Home (noun)\ˈhōm\: (1) One’s place of residence. (2) The social unit formed by a family living together. (3) A familiar or usual setting.
Home is an unusual concept. We often consider home to be the physical space or place we live in, but for many, home can be miles, even oceans, apart from where they rest their head. For many, home cannot be built with bricks and concrete, hammer and nails. Home is a feeling, an adjective, an analogous for comfort, belonging, and community.
When place and home are not synonymous food can be a lifeline to the mother land–a tool for cultural preservation, story sharing, and community building. Food has the ability to bring us home, to a place of comfort and nourishment that transcends geographic and temporal boundaries, although not without its struggles.
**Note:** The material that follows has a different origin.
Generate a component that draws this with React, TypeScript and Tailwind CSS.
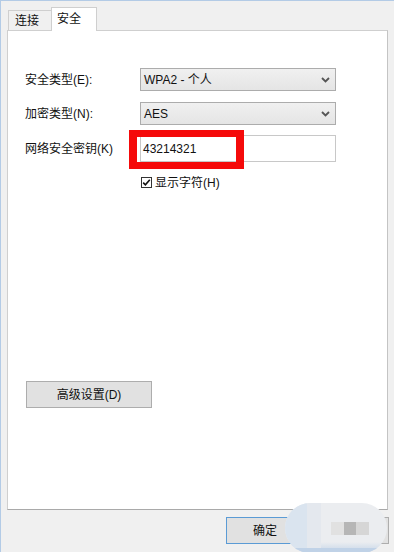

By extension of our story of foodways in Hawaii, the (mis)appropriation and misrepresentation of many traditional ethnic food practices to appeal to mainstreamed tastebuds can often render the food of our mother countries unrecognizable. We are then faced with the challenge of resisting misconceptions of our food identity imposed onto us by dominant culture, which requires firm roots in the practices and flavors passed down to us from our homeland. And once we master the taste profiles of home, how do we preserve and package them for consumption through the lineage? Maintaining the shelf-life of our foodways after we ourselves expire is another feat that requires intergenerational collaboration and commitment.
This exploration of home and food brought us to the kitchen of our dear friend, Toi–who’s intercontinental roots extend to Austria, Thailand, and the USA. In sharing a meal with Toi we came to appreciate the fluidity of home that allowed us to reflect on how we, ourselves, define home.